現代語訳:初めて訪れた鮒屋旅館に泊まった日に時雨が降ってきた。

俳句仙人「鮒屋(ふなや)」とは道後温泉にある老舗旅館の「鮒屋」のことで、この句を詠んだときは高浜虚子とともに宿泊しています。その時の2人の様子は虚子の随筆に残されており、初めてビフテキを食べたという初めて尽くしの経験であったことが伺えます。

【NO.8】『 一人居や 思ふ事なき 三ヶ日 』季語:三ヶ日(新年)

現代語訳:一人で居ることだなぁ。特に思うことのない三が日だ。

新年から三が日にかけては様々な行事やイベントが目白押しの騒がしい時期です。しかし作者は一人でいるため、特に何も思うことはないなあといつものように過ごしています。

【NO.9】『 松立てて 空ほのぼのと 明る門 』季語:松立てて/門松立つ(新年)

現代語訳:門松を立てていると、空がほのぼのの明るくなって門がはっきりと見えてくる。

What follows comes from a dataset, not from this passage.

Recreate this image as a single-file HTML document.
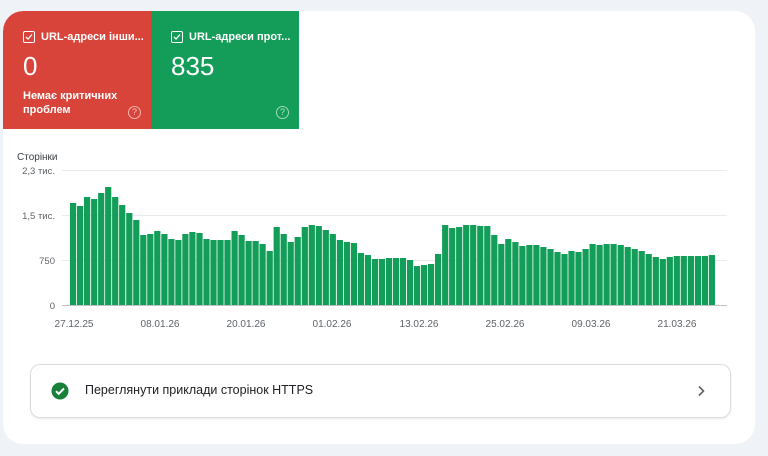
<!DOCTYPE html>
<html><head><meta charset="utf-8"><style>
html,body{margin:0;padding:0}
body{width:768px;height:456px;background:#eff3f8;position:relative;overflow:hidden;font-family:"Liberation Sans",sans-serif}
.card{position:absolute;left:3px;top:11px;width:752px;height:433px;background:#fff;border-radius:20px;overflow:hidden}
.tile{position:absolute;top:0;height:118px;width:148px;color:#fff}
.red{left:0;background:#d9443a;border-top-left-radius:20px}
.green{left:148px;background:#139d58}
.t1{position:absolute;left:20px;top:20px;font-size:11px;font-weight:bold;white-space:nowrap;display:flex;align-items:center}
.cb{width:10px;height:10px;border:1.3px solid #fff;border-radius:2px;margin-right:6px;position:relative}
.num{position:absolute;left:20px;top:40px;font-size:26px}
.sub{position:absolute;left:20px;top:78px;font-size:11px;font-weight:bold;line-height:14px}
.q{position:absolute;right:10px;bottom:10px;width:11px;height:11px;border:1px solid rgba(255,255,255,.6);border-radius:50%;font-size:9px;text-align:center;line-height:11px;color:rgba(255,255,255,.7)}
.btn{position:absolute;left:27px;top:353px;width:699px;height:52px;border:1px solid #dadce0;border-radius:10px;box-shadow:0 1px 2px rgba(0,0,0,.08)}
</style></head><body>
<div class="card">
 <div class="tile red"><div class="t1"><span class="cb"><svg width="10" height="10" style="position:absolute;left:0;top:0"><path d="M2 5l2 2 4-4.5" stroke="#fff" stroke-width="1.3" fill="none"/></svg></span>URL-адреси інши...</div><div class="num">0</div><div class="sub">Немає критичних<br>проблем</div><div class="q">?</div></div>
 <div class="tile green"><div class="t1"><span class="cb"><svg width="10" height="10" style="position:absolute;left:0;top:0"><path d="M2 5l2 2 4-4.5" stroke="#fff" stroke-width="1.3" fill="none"/></svg></span>URL-адреси прот...</div><div class="num">835</div><div class="q">?</div></div>
 <div class="btn">
  <svg width="18" height="18" style="position:absolute;left:20px;top:17px"><circle cx="9" cy="9" r="8.5" fill="#188038"/><path d="M5 9.2l2.7 2.6L13 6.5" stroke="#fff" stroke-width="2" fill="none"/></svg>
  <div style="position:absolute;left:54px;top:18px;font-size:12.5px;color:#202124">Переглянути приклади сторінок HTTPS</div>
  <svg width="10" height="12" style="position:absolute;left:665px;top:20px"><path d="M3 1.5l4.5 4.5L3 10.5" stroke="#5f6368" stroke-width="1.6" fill="none"/></svg>
 </div>
</div>
<svg width="768" height="456" style="position:absolute;left:0;top:0">
<g font-family="Liberation Sans,sans-serif" font-size="9.5" fill="#5f6368">
<text x="17" y="160" fill="#3c4043" font-size="10">Сторінки</text>
<text x="55" y="174" text-anchor="end">2,3 тис.</text>
<text x="55" y="219" text-anchor="end">1,5 тис.</text>
<text x="55" y="264" text-anchor="end">750</text>
<text x="55" y="309" text-anchor="end">0</text>
<g font-size="10" text-anchor="middle">
<text x="74" y="327">27.12.25</text><text x="160" y="327">08.01.26</text><text x="246" y="327">20.01.26</text><text x="332" y="327">01.02.26</text><text x="419" y="327">13.02.26</text><text x="505" y="327">25.02.26</text><text x="591" y="327">09.03.26</text><text x="677" y="327">21.03.26</text>
</g></g>
<g stroke="#e8eaed" stroke-width="1"><line x1="62" y1="170.5" x2="727" y2="170.5"/><line x1="62" y1="215.5" x2="727" y2="215.5"/><line x1="62" y1="260.5" x2="727" y2="260.5"/></g>
<line x1="62" y1="305.5" x2="727" y2="305.5" stroke="#bdc1c6"/>
<g fill="#129d58">
<rect x="70" y="203" width="6.2" height="102"/><rect x="77" y="206" width="6.2" height="99"/><rect x="84" y="197" width="6.2" height="108"/><rect x="91.1" y="199" width="6.2" height="106"/><rect x="98.1" y="193" width="6.2" height="112"/><rect x="105.1" y="187" width="6.2" height="118"/><rect x="112.1" y="197" width="6.2" height="108"/><rect x="119.1" y="205" width="6.2" height="100"/><rect x="126.2" y="213" width="6.2" height="92"/><rect x="133.2" y="220" width="6.2" height="85"/>
<rect x="140.2" y="235" width="6.2" height="70"/><rect x="147.2" y="234" width="6.2" height="71"/><rect x="154.2" y="231" width="6.2" height="74"/><rect x="161.3" y="234" width="6.2" height="71"/><rect x="168.3" y="239" width="6.2" height="66"/><rect x="175.3" y="240" width="6.2" height="65"/><rect x="182.3" y="234" width="6.2" height="71"/><rect x="189.3" y="232" width="6.2" height="73"/><rect x="196.4" y="233" width="6.2" height="72"/><rect x="203.4" y="239" width="6.2" height="66"/>
<rect x="210.4" y="240" width="6.2" height="65"/><rect x="217.4" y="240" width="6.2" height="65"/><rect x="224.4" y="240" width="6.2" height="65"/><rect x="231.5" y="231" width="6.2" height="74"/><rect x="238.5" y="235" width="6.2" height="70"/><rect x="245.5" y="241" width="6.2" height="64"/><rect x="252.5" y="241" width="6.2" height="64"/><rect x="259.5" y="244" width="6.2" height="61"/><rect x="266.6" y="251" width="6.2" height="54"/><rect x="273.6" y="227" width="6.2" height="78"/>
<rect x="280.6" y="234" width="6.2" height="71"/><rect x="287.6" y="242" width="6.2" height="63"/><rect x="294.6" y="237" width="6.2" height="68"/><rect x="301.7" y="227" width="6.2" height="78"/><rect x="308.7" y="225" width="6.2" height="80"/><rect x="315.7" y="226" width="6.2" height="79"/><rect x="322.7" y="230" width="6.2" height="75"/><rect x="329.7" y="234" width="6.2" height="71"/><rect x="336.8" y="240" width="6.2" height="65"/><rect x="343.8" y="242" width="6.2" height="63"/>
<rect x="350.8" y="243" width="6.2" height="62"/><rect x="357.8" y="253" width="6.2" height="52"/><rect x="364.8" y="255" width="6.2" height="50"/><rect x="371.9" y="259" width="6.2" height="46"/><rect x="378.9" y="259" width="6.2" height="46"/><rect x="385.9" y="258" width="6.2" height="47"/><rect x="392.9" y="258" width="6.2" height="47"/><rect x="399.9" y="258" width="6.2" height="47"/><rect x="407" y="260" width="6.2" height="45"/><rect x="414" y="266" width="6.2" height="39"/>
<rect x="421" y="265" width="6.2" height="40"/><rect x="428" y="264" width="6.2" height="41"/><rect x="435" y="254" width="6.2" height="51"/><rect x="442.1" y="225" width="6.2" height="80"/><rect x="449.1" y="228" width="6.2" height="77"/><rect x="456.1" y="227" width="6.2" height="78"/><rect x="463.1" y="225" width="6.2" height="80"/><rect x="470.1" y="225" width="6.2" height="80"/><rect x="477.2" y="226" width="6.2" height="79"/><rect x="484.2" y="226" width="6.2" height="79"/>
<rect x="491.2" y="235" width="6.2" height="70"/><rect x="498.2" y="244" width="6.2" height="61"/><rect x="505.2" y="239" width="6.2" height="66"/><rect x="512.3" y="242" width="6.2" height="63"/><rect x="519.3" y="246" width="6.2" height="59"/><rect x="526.3" y="245" width="6.2" height="60"/><rect x="533.3" y="245" width="6.2" height="60"/><rect x="540.3" y="247" width="6.2" height="58"/><rect x="547.4" y="249" width="6.2" height="56"/><rect x="554.4" y="252" width="6.2" height="53"/>
<rect x="561.4" y="254" width="6.2" height="51"/><rect x="568.4" y="251" width="6.2" height="54"/><rect x="575.4" y="252" width="6.2" height="53"/><rect x="582.5" y="249" width="6.2" height="56"/><rect x="589.5" y="244" width="6.2" height="61"/><rect x="596.5" y="245" width="6.2" height="60"/><rect x="603.5" y="244" width="6.2" height="61"/><rect x="610.5" y="244" width="6.2" height="61"/><rect x="617.6" y="245" width="6.2" height="60"/><rect x="624.6" y="247" width="6.2" height="58"/>
<rect x="631.6" y="249" width="6.2" height="56"/><rect x="638.6" y="251" width="6.2" height="54"/><rect x="645.6" y="254" width="6.2" height="51"/><rect x="652.7" y="257" width="6.2" height="48"/><rect x="659.7" y="259" width="6.2" height="46"/><rect x="666.7" y="257" width="6.2" height="48"/><rect x="673.7" y="256" width="6.2" height="49"/><rect x="680.7" y="256" width="6.2" height="49"/><rect x="687.8" y="256" width="6.2" height="49"/><rect x="694.8" y="256" width="6.2" height="49"/>
<rect x="701.8" y="256" width="6.2" height="49"/><rect x="708.8" y="255" width="6.2" height="50"/>
</g>
</svg>
</body></html>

朝方に門松を立てていたところに夜明けに遭遇したという、映像のような一句です。薄暗い中から門がはっきりと見えて一日が始まる様子を詠んでいます。

さいごに

(晩年の漱石 出典:Wikipedia)

今回は日本近代文学の巨匠・夏目漱石が残した俳句の中から、特に有名な句を厳選して紹介しました。

漱石の俳句は正岡子規が「奇想天外の句多し」と評したといわれるように、独特のユーモアに溢れており思わずクスっと笑ってしまうような句が多くあります。

滑稽さや言葉遊びに溢れる俳句に触れることで、文豪としての漱石に対する見方も違ってくるのではないでしょうか。みなさんもぜひお気に入りの句を見つけてみてください。